Something in you is dead when you celebrate the death of children. My writing a poem was a pushing back against that kind of destruction—of human life, yes, but also the destruction of what makes a person humane and human.
RJ: "1979" works spectacularly even without a reader's knowledge of the energy crisis of that year. But it's such a powerful poem if a reader has that knowledge-- that the "camel jockeys" use the gas in an American Buick to literally run over a racist by pushing down on the pedal. Where did this poem come from?
HC: “1979” is a true story, unfortunately. I took some liberties with it—I was six, not seven, for example.
I don’t think I ever told anyone about that day, and I took thirty-five years to write about it. What I imagine the reader goes through is what I did at the time and, maybe more importantly, what the guy who called us camel jockeys experienced. No matter the circumstance, anyone who realizes he’s about to get hit by a car experiences shock. But this guy’s shock was two-fold because I have no doubt he believed he could say what he did without consequence. I remember vividly that he showed no fear, no hesitation when he told us to “Go home” and gestured his “Fuck you!” at us. Had he known my father’s rage, maybe he would’ve kept walking.

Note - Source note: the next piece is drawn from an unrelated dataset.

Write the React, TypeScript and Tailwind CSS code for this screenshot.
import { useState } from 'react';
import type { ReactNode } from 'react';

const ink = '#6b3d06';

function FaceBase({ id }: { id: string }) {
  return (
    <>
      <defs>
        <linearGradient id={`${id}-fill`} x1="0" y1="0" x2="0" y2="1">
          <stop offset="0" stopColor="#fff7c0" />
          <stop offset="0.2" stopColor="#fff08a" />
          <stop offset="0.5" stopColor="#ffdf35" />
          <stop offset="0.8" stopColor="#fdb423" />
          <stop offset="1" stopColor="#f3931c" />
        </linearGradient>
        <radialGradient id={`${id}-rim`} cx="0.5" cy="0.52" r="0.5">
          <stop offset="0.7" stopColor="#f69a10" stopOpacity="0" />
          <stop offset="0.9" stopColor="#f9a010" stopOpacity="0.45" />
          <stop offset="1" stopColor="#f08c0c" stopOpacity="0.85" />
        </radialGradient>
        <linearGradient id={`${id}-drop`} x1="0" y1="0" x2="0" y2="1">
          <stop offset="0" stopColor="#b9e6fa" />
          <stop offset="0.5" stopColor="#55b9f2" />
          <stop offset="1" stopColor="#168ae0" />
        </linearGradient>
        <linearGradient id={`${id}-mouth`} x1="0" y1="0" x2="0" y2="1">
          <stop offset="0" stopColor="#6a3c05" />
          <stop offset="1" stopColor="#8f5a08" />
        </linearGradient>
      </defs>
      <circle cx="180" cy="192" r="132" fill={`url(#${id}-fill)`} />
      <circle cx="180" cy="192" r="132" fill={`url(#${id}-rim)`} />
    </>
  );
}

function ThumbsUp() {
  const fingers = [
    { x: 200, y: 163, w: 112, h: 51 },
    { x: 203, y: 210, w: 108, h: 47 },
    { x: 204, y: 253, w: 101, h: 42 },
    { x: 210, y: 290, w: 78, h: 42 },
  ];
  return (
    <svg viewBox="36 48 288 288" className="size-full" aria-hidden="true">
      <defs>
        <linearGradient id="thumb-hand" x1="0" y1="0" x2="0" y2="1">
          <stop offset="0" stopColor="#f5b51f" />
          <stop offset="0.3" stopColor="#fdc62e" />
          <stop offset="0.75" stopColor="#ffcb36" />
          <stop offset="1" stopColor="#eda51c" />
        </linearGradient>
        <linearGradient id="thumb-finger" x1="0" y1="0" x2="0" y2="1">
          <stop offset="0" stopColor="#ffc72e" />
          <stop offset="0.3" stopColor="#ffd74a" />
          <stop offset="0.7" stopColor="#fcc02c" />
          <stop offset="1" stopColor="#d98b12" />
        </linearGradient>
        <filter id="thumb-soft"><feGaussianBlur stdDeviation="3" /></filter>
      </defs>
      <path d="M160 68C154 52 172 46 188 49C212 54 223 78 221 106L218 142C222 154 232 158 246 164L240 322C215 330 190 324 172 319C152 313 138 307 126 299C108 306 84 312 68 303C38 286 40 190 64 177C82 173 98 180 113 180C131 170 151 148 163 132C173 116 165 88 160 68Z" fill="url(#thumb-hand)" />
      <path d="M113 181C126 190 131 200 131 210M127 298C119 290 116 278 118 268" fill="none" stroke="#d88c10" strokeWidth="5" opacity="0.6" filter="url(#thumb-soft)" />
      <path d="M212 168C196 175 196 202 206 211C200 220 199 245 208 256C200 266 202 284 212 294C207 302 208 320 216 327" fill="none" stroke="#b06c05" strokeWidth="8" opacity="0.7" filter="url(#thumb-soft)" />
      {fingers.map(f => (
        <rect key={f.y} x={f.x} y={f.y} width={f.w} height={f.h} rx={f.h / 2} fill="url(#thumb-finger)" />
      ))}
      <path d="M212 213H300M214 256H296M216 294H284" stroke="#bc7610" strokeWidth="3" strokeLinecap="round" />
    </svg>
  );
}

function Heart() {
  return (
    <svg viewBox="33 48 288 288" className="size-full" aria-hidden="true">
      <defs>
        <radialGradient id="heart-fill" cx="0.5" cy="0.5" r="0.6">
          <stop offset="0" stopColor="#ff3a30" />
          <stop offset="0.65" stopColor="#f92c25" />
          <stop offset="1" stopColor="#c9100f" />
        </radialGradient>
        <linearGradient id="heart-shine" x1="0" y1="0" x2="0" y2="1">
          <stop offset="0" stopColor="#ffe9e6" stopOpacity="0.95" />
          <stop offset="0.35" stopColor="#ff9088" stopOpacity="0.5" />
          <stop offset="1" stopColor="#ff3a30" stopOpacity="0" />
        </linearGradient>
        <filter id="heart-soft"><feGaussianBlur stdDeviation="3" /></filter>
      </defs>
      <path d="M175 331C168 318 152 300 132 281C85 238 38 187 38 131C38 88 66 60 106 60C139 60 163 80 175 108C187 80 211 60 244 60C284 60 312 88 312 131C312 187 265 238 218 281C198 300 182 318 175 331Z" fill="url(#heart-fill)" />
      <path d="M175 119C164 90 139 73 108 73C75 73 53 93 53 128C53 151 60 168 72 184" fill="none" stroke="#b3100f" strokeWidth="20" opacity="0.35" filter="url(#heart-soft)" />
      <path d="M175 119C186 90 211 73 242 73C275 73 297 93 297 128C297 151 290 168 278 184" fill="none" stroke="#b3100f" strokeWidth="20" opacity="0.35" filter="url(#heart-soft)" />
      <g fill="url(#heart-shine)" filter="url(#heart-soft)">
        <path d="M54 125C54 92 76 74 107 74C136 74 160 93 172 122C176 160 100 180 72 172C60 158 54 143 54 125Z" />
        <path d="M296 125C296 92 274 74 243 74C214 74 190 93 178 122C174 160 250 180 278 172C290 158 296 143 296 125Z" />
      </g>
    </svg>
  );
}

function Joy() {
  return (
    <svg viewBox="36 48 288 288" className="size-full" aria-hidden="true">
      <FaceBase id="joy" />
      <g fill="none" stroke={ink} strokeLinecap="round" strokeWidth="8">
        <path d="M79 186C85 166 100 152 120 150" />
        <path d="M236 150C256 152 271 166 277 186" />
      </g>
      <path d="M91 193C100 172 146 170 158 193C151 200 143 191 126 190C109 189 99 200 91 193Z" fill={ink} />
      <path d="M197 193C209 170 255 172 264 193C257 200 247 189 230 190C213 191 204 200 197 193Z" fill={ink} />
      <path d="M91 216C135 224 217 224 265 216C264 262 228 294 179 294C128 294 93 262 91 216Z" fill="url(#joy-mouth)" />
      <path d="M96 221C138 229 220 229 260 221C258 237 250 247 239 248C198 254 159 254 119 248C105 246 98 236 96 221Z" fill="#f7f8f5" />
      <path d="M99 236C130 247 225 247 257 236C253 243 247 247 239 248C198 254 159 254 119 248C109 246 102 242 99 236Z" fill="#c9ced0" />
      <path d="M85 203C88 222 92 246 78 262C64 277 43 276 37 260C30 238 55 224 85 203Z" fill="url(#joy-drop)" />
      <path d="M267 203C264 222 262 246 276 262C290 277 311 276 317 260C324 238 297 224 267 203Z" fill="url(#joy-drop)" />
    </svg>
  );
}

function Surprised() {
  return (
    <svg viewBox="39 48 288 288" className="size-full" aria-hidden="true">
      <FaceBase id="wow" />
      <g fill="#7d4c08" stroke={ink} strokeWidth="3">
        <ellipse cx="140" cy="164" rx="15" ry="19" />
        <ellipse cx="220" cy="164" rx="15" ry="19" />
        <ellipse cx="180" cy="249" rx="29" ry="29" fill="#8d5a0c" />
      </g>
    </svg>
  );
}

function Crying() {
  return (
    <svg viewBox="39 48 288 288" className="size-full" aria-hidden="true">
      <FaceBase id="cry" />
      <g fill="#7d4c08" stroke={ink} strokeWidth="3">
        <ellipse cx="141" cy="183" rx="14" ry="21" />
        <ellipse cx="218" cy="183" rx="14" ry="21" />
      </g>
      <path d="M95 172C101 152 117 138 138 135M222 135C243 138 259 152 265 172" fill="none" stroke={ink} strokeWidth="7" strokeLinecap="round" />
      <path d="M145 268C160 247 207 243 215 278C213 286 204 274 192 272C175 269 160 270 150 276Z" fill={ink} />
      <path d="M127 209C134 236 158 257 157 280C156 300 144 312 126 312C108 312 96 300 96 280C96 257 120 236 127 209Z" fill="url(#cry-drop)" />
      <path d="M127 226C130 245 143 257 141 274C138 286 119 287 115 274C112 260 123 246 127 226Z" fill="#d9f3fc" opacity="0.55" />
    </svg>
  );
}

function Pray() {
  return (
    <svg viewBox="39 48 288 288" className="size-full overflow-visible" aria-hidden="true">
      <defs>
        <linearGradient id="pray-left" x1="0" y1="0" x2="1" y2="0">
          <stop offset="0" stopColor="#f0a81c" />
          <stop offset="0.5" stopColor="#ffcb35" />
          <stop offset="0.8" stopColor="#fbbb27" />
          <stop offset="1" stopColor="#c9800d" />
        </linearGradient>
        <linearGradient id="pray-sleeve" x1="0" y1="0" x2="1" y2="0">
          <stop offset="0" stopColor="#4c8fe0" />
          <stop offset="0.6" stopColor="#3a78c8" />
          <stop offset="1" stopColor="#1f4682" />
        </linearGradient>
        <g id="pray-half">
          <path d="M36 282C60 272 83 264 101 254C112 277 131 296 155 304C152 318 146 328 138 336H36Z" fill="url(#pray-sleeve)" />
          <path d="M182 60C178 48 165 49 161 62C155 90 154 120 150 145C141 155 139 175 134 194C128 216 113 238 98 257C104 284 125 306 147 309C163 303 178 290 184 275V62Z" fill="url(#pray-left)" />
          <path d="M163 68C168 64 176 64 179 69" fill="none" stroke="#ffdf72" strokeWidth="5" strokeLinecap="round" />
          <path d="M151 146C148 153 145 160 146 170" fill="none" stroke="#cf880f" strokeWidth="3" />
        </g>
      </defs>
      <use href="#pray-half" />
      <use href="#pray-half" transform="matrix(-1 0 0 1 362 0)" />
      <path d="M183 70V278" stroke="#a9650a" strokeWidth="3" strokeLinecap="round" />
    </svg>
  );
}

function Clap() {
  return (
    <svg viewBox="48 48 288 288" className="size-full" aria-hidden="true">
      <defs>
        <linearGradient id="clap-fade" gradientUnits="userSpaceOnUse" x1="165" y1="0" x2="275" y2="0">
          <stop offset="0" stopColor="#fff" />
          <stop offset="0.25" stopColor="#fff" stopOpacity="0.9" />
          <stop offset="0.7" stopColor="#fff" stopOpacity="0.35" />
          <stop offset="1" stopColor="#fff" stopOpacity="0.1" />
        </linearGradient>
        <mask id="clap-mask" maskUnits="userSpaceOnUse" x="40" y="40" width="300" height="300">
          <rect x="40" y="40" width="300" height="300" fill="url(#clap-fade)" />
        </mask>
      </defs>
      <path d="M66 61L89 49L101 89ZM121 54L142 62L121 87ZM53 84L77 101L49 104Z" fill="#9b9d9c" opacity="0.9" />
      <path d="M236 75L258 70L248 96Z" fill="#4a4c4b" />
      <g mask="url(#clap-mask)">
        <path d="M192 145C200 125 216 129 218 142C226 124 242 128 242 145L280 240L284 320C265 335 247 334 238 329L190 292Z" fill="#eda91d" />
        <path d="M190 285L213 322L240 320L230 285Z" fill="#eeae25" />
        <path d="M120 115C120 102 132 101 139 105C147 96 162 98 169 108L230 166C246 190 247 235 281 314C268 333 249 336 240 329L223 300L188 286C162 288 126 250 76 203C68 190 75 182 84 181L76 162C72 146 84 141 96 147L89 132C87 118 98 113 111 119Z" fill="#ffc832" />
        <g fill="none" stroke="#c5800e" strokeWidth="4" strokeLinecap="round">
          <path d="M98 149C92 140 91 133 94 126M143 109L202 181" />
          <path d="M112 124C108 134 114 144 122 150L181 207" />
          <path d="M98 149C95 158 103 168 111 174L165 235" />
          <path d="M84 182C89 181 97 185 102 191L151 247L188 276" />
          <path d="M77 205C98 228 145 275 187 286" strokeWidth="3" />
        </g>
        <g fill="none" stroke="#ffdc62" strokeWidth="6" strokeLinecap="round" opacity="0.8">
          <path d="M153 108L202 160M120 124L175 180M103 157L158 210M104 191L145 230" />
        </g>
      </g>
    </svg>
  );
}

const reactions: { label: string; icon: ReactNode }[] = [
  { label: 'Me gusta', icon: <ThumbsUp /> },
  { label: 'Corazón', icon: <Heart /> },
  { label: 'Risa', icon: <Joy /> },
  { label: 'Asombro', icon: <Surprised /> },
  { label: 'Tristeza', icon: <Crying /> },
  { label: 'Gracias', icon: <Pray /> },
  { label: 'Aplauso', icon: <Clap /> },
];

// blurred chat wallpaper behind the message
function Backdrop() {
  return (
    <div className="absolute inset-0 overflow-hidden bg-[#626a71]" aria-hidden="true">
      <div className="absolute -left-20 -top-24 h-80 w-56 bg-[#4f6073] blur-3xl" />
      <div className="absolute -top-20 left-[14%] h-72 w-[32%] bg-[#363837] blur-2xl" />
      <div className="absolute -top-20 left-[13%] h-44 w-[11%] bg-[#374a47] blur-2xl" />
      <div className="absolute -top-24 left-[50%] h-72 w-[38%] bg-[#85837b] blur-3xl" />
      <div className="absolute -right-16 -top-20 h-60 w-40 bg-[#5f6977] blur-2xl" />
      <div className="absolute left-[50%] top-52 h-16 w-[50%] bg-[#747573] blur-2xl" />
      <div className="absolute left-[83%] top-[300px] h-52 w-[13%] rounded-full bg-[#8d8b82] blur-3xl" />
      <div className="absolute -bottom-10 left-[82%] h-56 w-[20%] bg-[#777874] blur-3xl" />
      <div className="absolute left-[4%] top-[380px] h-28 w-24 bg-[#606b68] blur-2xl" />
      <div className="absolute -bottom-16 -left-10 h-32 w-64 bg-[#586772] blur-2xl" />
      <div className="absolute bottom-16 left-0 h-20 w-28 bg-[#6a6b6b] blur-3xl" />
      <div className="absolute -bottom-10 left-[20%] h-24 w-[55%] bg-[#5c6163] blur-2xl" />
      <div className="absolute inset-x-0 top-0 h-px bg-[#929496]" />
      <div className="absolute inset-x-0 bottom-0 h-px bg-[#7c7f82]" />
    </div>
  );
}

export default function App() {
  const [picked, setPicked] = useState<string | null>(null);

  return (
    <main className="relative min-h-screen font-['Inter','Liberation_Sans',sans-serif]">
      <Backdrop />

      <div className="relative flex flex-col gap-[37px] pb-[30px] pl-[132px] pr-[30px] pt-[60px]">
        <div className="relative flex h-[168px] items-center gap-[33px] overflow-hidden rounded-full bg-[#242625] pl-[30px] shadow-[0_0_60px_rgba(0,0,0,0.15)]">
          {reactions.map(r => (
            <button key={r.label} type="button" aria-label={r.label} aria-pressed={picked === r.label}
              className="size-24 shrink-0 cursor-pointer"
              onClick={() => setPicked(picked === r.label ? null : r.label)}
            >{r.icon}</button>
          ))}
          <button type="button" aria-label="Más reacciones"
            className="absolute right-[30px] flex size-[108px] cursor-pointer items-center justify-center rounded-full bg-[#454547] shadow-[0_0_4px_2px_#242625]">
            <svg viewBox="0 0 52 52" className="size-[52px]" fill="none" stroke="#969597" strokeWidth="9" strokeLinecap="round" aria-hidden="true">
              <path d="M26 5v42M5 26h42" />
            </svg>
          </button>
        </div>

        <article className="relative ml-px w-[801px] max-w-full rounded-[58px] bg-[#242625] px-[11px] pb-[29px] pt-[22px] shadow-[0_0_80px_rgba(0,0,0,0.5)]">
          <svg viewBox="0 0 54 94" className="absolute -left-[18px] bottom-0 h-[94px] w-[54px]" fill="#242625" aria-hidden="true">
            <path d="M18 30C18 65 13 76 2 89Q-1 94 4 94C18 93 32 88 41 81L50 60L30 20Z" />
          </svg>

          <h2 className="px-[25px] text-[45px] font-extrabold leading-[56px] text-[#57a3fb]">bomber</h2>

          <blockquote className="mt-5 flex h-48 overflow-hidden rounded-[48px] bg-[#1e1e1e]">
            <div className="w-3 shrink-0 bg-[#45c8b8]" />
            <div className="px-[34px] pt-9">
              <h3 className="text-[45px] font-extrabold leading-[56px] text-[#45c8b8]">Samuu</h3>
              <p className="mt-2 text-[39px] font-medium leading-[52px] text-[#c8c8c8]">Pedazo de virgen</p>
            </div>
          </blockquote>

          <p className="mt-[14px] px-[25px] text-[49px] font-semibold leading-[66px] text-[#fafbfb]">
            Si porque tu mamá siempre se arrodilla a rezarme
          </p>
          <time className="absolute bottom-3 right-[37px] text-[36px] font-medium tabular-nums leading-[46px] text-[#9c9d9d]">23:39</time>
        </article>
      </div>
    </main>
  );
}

The thing is, things aren’t that different today. Maybe they’re a lot worse. Whether it’s some guy on the street, a politician in front of a news camera, or a supposedly intelligent and respected writer, actor, or whatever, people can and do speak with impunity against Arabs and Muslims, not to mention a whole host of others. In this way, unfortunately again, “1979” is a quintessentially American poem.